The game still has a number of major bugs such as, when finishing a level, often crashing with a Z_Malloc error message and a helpful notice telling the player not to worry about the "file not found" error.
Interface
- HUD messages (such as item pickups) are displayed right above the status bar instead of at the top of the screen. The game displays the last three messages.
- The ouch face is displayed while walking on damaging floors. The face is also shown when taking heavy damage, as seen at the end of E1M3 and E1M4's crushing ceiling.
- On the intermission screen, the statistics are aligned horizontally as KILL, ITEM, and SCRT, rather than vertically.
- The level music continues on the intermission screen, instead of it having its own theme ("Intermission from DOOM", also used for E2M3).
Sound Effects
- As a placeholder, the SNES Wolfenstein 3D sound effects are used. All the monsters have the same death scream, and all the weapons have the same firing noise (a rather weak one, at that) - even the chainsaw, which as a result sounds like a chaingun.
- As in the press release version when sound is enabled, there is no volume attenuation with distance.
- Unmodified GENMIDI lump from DMX SDK is used, resulting in different OPL music sound.
- Imps' firing noise is different.
- One of the devs comments that they intend to make the Shotgun Guy's death sound deeper than the Zombieman's in order to make them seem stronger.
Misc.
- Bonus items are still treasures instead of health and armor bonuses. However, the demonic dagger already functions as a health bonus, and the skull chest as armor bonus. The unholy bible and evil sceptres, present in the beta, were already removed from the game.

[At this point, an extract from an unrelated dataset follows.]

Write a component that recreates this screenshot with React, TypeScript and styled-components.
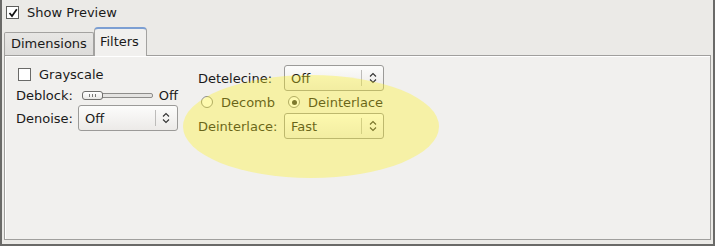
import React from 'react';
import styled, { createGlobalStyle, css } from 'styled-components';

const GlobalStyle = createGlobalStyle`
    body {
        margin: 0;
        background: #edece9;
        font-family: "DejaVu Sans", "Liberation Sans", sans-serif;
        font-size: 13px;
        color: #1a1a1a;
    }
`;

const CheckMark = (): JSX.Element => (
    <svg width="10" height="10" viewBox="0 0 10 10">
        <path d="M1.5 5 L4 8 L8.8 1.2" fill="none" stroke="#111" strokeWidth="1.7" />
    </svg>
);

const Chevrons = (): JSX.Element => (
    <svg width="8" height="12" viewBox="0 0 8 12">
        <path d="M1 4.5 L4 1.5 L7 4.5 M1 7.5 L4 10.5 L7 7.5" fill="none" stroke="#333" strokeWidth="1.1" />
    </svg>
);

interface IComboProps {
    value: string;
}

const Combo = ( props: IComboProps ): JSX.Element => {
    const { value } = props;
    return (
        <ComboBox>
            <ComboText>{value}</ComboText>
            <ComboArrow>
                <Chevrons />
            </ComboArrow>
        </ComboBox>
    );
};

const App = (): JSX.Element => {
    return (
        <>
            <GlobalStyle />
            <Window>
                <TopRow>
                    <CheckBox><CheckMark /></CheckBox>
                    <span>Show Preview</span>
                </TopRow>

                <TabBar>
                    <Tab>Dimensions</Tab>
                    <Tab $active>Filters</Tab>
                </TabBar>

                <Panel>
                    <Column $width={162} $top={7}>
                        <Row $height={22}>
                            <CheckBox $inset />
                            <span>Grayscale</span>
                        </Row>
                        <Row $height={20}>
                            <span>Deblock:</span>
                            <Slider>
                                <Thumb><i /><i /><i /></Thumb>
                            </Slider>
                            <span>Off</span>
                        </Row>
                        <Row $height={26}>
                            <Label>Denoise:</Label>
                            <Combo value="Off" />
                        </Row>
                    </Column>

                    <Column $width={200} $top={9}>
                        <Row $height={26}>
                            <Label $width={86}>Detelecine:</Label>
                            <Combo value="Off" />
                        </Row>
                        <Row $height={22}>
                            <RadioItem>
                                <Radio />
                                <span>Decomb</span>
                            </RadioItem>
                            <RadioItem>
                                <Radio $checked />
                                <span>Deinterlace</span>
                            </RadioItem>
                        </Row>
                        <Row $height={26}>
                            <Label $width={86}>Deinterlace:</Label>
                            <Combo value="Fast" />
                        </Row>
                    </Column>
                </Panel>

                <Highlight />
            </Window>
        </>
    );
};

export default App;


const Window = styled.div`
    position: relative;
    box-sizing: border-box;
    width: 715px;
    height: 246px;
    padding: 0 2px 2px 2px;
    border-left: 2px solid #6a6a68;
    border-right: 2px solid #6a6a68;
    border-bottom: 2px solid #6a6a68;
    background: #ebeae7;
    display: flex;
    flex-direction: column;
    overflow: hidden;
`;

const TopRow = styled.div`
    height: 25px;
    padding-left: 2px;
    display: flex;
    flex-direction: row;
    align-items: center;
    gap: 8px;
`;

const CheckBox = styled.div<{ $inset?: boolean }>`
    box-sizing: border-box;
    width: 13px;
    height: 13px;
    border: 1px solid #5e5e5c;
    background: #fff;
    display: flex;
    align-items: center;
    justify-content: center;
    ${(p) => p.$inset && css`
        border-color: #6a6a68;
        margin-left: 2px;
    `}
`;

const TabBar = styled.div`
    height: 29px;
    margin-top: 1px;
    display: flex;
    flex-direction: row;
    align-items: flex-end;
`;

const Tab = styled.div<{ $active?: boolean }>`
    box-sizing: border-box;
    height: 23px;
    padding: 0 6px 1px 6px;
    display: flex;
    align-items: center;
    border: 1px solid #a3a2a0;
    border-bottom: none;
    border-radius: 2px 2px 0 0;
    background: linear-gradient(#e7e6e4, #dddcda);
    ${(p) => p.$active && css`
        height: 29px;
        margin-bottom: -1px;
        padding: 0 7px 3px 5px;
        border-top: 2px solid #7c9fd3;
        border-radius: 4px 4px 0 0;
        background: #f1f0ee;
        position: relative;
        z-index: 1;
    `}
`;

const Panel = styled.div`
    flex: 1;
    margin-bottom: 2px;
    border: 1px solid #a09f9d;
    box-shadow: inset 1px 1px 0 #ffffff;
    background: #f1f0ee;
    display: flex;
    flex-direction: row;
    padding-left: 11px;
    gap: 20px;
`;

const Column = styled.div<{ $width: number; $top: number }>`
    width: ${(p) => p.$width}px;
    padding-top: ${(p) => p.$top}px;
    display: flex;
    flex-direction: column;
`;

const Row = styled.div<{ $height: number }>`
    height: ${(p) => p.$height}px;
    display: flex;
    flex-direction: row;
    align-items: center;
    gap: 8px;
`;

const Label = styled.span<{ $width?: number }>`
    width: ${(p) => (p.$width ? `${p.$width}px` : 'auto')};
    margin-right: ${(p) => (p.$width ? '-8px' : '-3px')};
`;

const Slider = styled.div`
    position: relative;
    box-sizing: border-box;
    width: 72px;
    height: 5px;
    margin: 0 -2px 0 1px;
    border: 1px solid #8e8d8b;
    border-radius: 2px;
    background: #e4e3e1;
`;

const Thumb = styled.div`
    position: absolute;
    left: -1px;
    top: -3px;
    box-sizing: border-box;
    width: 21px;
    height: 9px;
    border: 1px solid #6f6e6c;
    border-radius: 3px;
    background: linear-gradient(#ffffff, #e9e8e6);
    display: flex;
    justify-content: center;
    align-items: center;
    gap: 2px;
    i {
        display: block;
        width: 1px;
        height: 3px;
        background: #7a7a78;
    }
`;

const ComboBox = styled.div`
    box-sizing: border-box;
    width: 100px;
    height: 26px;
    border: 1px solid #9b9a98;
    border-radius: 3px;
    background: linear-gradient(#fcfcfb, #eceae8);
    display: flex;
    flex-direction: row;
    align-items: center;
`;

const ComboText = styled.span`
    flex: 1;
    padding-left: 6px;
`;

const ComboArrow = styled.div`
    width: 21px;
    height: 16px;
    border-left: 1px solid #bdbcba;
    display: flex;
    align-items: center;
    justify-content: center;
`;

const RadioItem = styled.div`
    display: flex;
    flex-direction: row;
    align-items: center;
    gap: 8px;
    margin-left: 3px;
    margin-right: 2px;
`;

const Radio = styled.div<{ $checked?: boolean }>`
    box-sizing: border-box;
    width: 12px;
    height: 12px;
    border: 1px solid #8a8987;
    border-radius: 50%;
    background: #fdfdfc;
    display: flex;
    align-items: center;
    justify-content: center;
    ${(p) => p.$checked && css`
        &::after {
            content: '';
            width: 5px;
            height: 5px;
            border-radius: 50%;
            background: #3a3a38;
        }
    `}
`;

const Highlight = styled.div`
    position: absolute;
    left: 181px;
    top: 75px;
    width: 256px;
    height: 103px;
    border-radius: 50%;
    background: rgba(255, 243, 25, 0.34);
    pointer-events: none;
`;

- Imp fireballs are still using the beta graphics (smaller and with four points, somewhat like a red plasma ball).
- Health and armor seem uncapped. Picking up skull chests after a blue armor increases the armor rating past 200%. The supercharge gives 100 points of both health and armor, so picking up one with 147% health and 203% armor adds 100 points to each instead of capping at 200. A similar powerup would appear in the sequel, in the form of the Megasphere,
- Keys still appear in deathmatch. They remain behind when picked up so that another player can also pick them up.
- Deathmatch uses regular player starts due to not being a distinct game mode yet - it is simply co-op with belligerent players.
- Sprites can be seen through doors as they open, indicating there were still glitches in the drawsegs sorting algorithm.
- Sprites for gibbed enemies and door-crushed corpses differ significantly.
- The rendering engine still runs in VGA Mode 13h, as evident from lack of shimmering in the hall of mirrors effect.
- One of the devs comments that, upon trying to exit the game, that the game should say things like "Die, faggot!". It's probably for the best this wan't kept in.
Levels
The exit rooms feature a nonfunctional door, making it seem like a switch-activated airlock.
E1M1
- No bonus items are present.
- The green armor tower is behind a secret door, and contains a shotgun instead. The green armor and its pedestal are instead right in front of the secret door.
- The computer room is not present. Instead, there is a length of detailed corridor with a large bay window to the right and an elevated area to the left.
- The nukage pool in the secret courtyard has a supercharge instead of a blue armor.
- The room before the exit does not have any barrels.
E1M2
- The red key aisle is still accessed by lifts rather than by stairways.
- The music track is "Dark Halls" (E1M3) instead of "The Imp's Song".
- The backpack secret in the computer maze area contains a rocket launcher instead of a backpack.
- The game crashes after picking up the above rocket launcher, so the rest of the level is not seen.
E1M3
- The music track is "Waiting For Romero To Play" (Doom II MAP18) instead of "Dark Halls".
- The hidden window opening from the left part of the map to the center room before the secret exit is behind a computer screen showing the "PLANET1" texture. Once opened, visibility is reduced by BRNBIGR+BRNBIGL midtexture combination.
E1M4
- The start room has a UAC logo (SHAWN1) in it.
- The courtyard is not yet open to the sky. The skylight instead is textured with FLAT9.
- The northeastern room is still textured with GRAY7 instead of the final STARTAN3.
- The northeastern room's "one-time-only" lift raises into the ceiling, triggering a massive HOM from which Romero escapes by no-clipping back into a playable part of the level. Interestingly, the HOM does not show the classic flashing effect that gives HOM its name, suggesting that at this point Doom was not yet using a triple-buffered "Mode Y" graphical mode, but was possibly still running in Mode 13h.
E1M5
- The stairways/corridors circling around the western nukage pit do not have their monster closet traps yet.